Когда такси замедлило ход на Вашингтонских Высотах, Джин ощутила сильный порыв городских звуков и запахов: шипело мясо и жарилось тесто на серебристой тележке торговца на островке посреди широкой авеню; трубила самба; ньюйоркцы при каждом удобном случае жали на клаксоны — и сегодня этот звук показался Джин праздничным. А потом, еще до широких ступеней Колумбийской пресвитерианской больницы, Нью-Йорк внезапно перестал походить сам на себя — его заместил изрытый колдобинами и заросший зеленью пригород. Шедшую вдоль лестницы бледную стену — огромный склон, блестящий от слюдяной пыли, — украшал фриз из работников госпиталя, облаченных в белую с голубым униформу, сидевших, потягивавшихся, куривших и болтавших. Пройдя через стеклянные двери, Джин оказалась в прохладном вестибюле, где ее скромный чемодан на колесиках привлек неулыбчивое внимание охранников: сдайте его под расписку, затем встаньте в очередь на регистрацию, покажите удостоверение личности, получите большой пропуск с цветной кодировкой, похожий на флэш-карту для людей с ослабленным зрением.

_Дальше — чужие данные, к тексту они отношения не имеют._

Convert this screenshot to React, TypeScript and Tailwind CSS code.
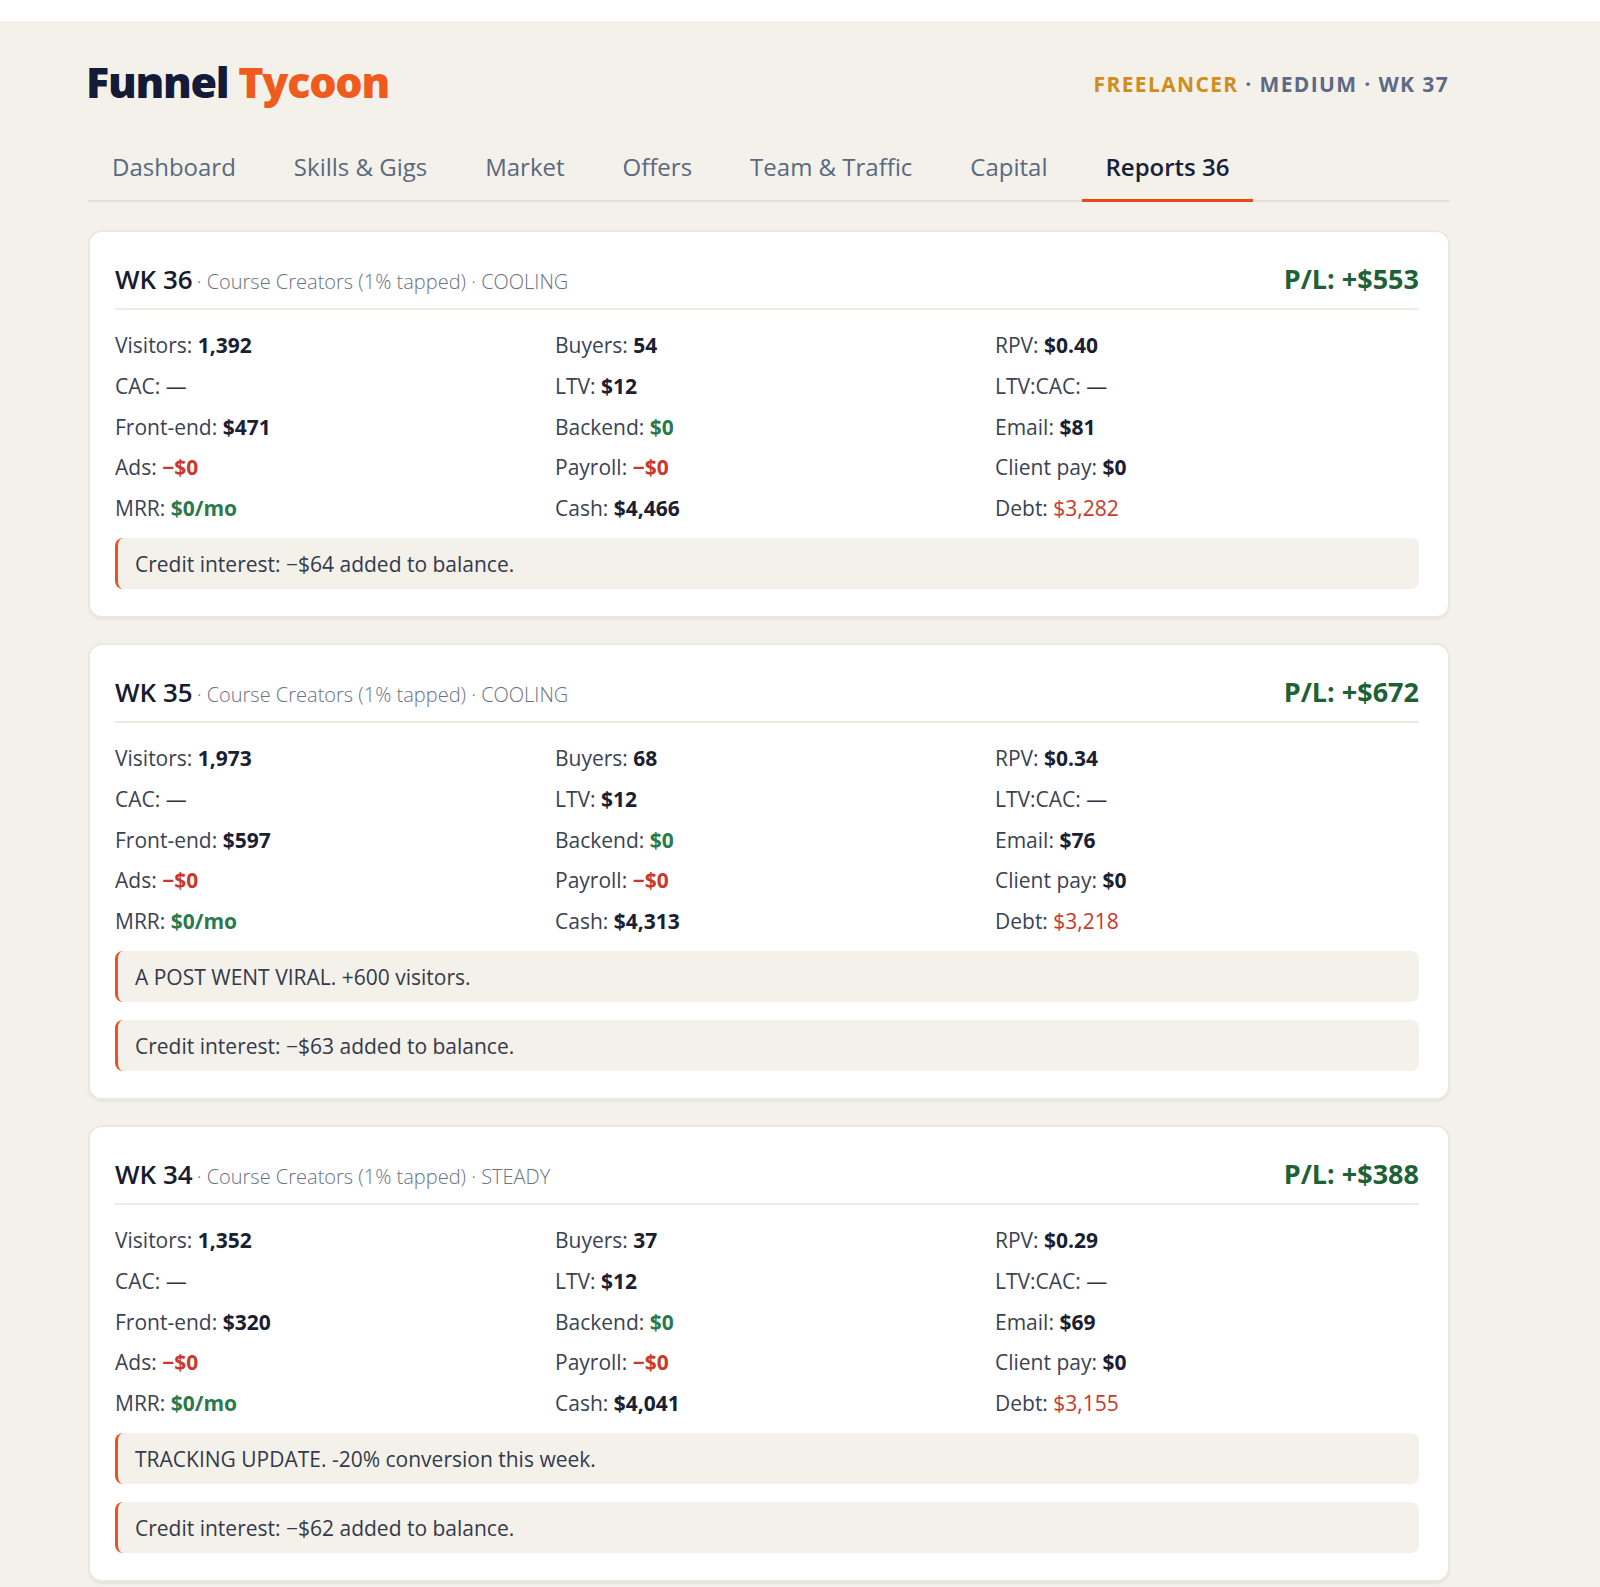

Как раз на этой последней линии усталость так навалилась на Джин, что она ощутила сильнейший позыв принять горизонтальное положение. По крайней мере, она в госпитале, подумала она, хватаясь за прохладный поручень в лифте и безмолвно следя за сменяющимися в порядке возрастания цифрами, пока наконец не оказалась высаженной на шестом этаже. Минуя молодых врачей в холле, секретничавших по своим сотовым телефонам, минуя запруженную народом приемную, проходя через распахивающиеся двустворчатые двери к островку дежурной, Джин снова испытывала всеобъемлющую благодарность за то, что счет здоровья у нее остался незаполненным. Но она не видела своего отца.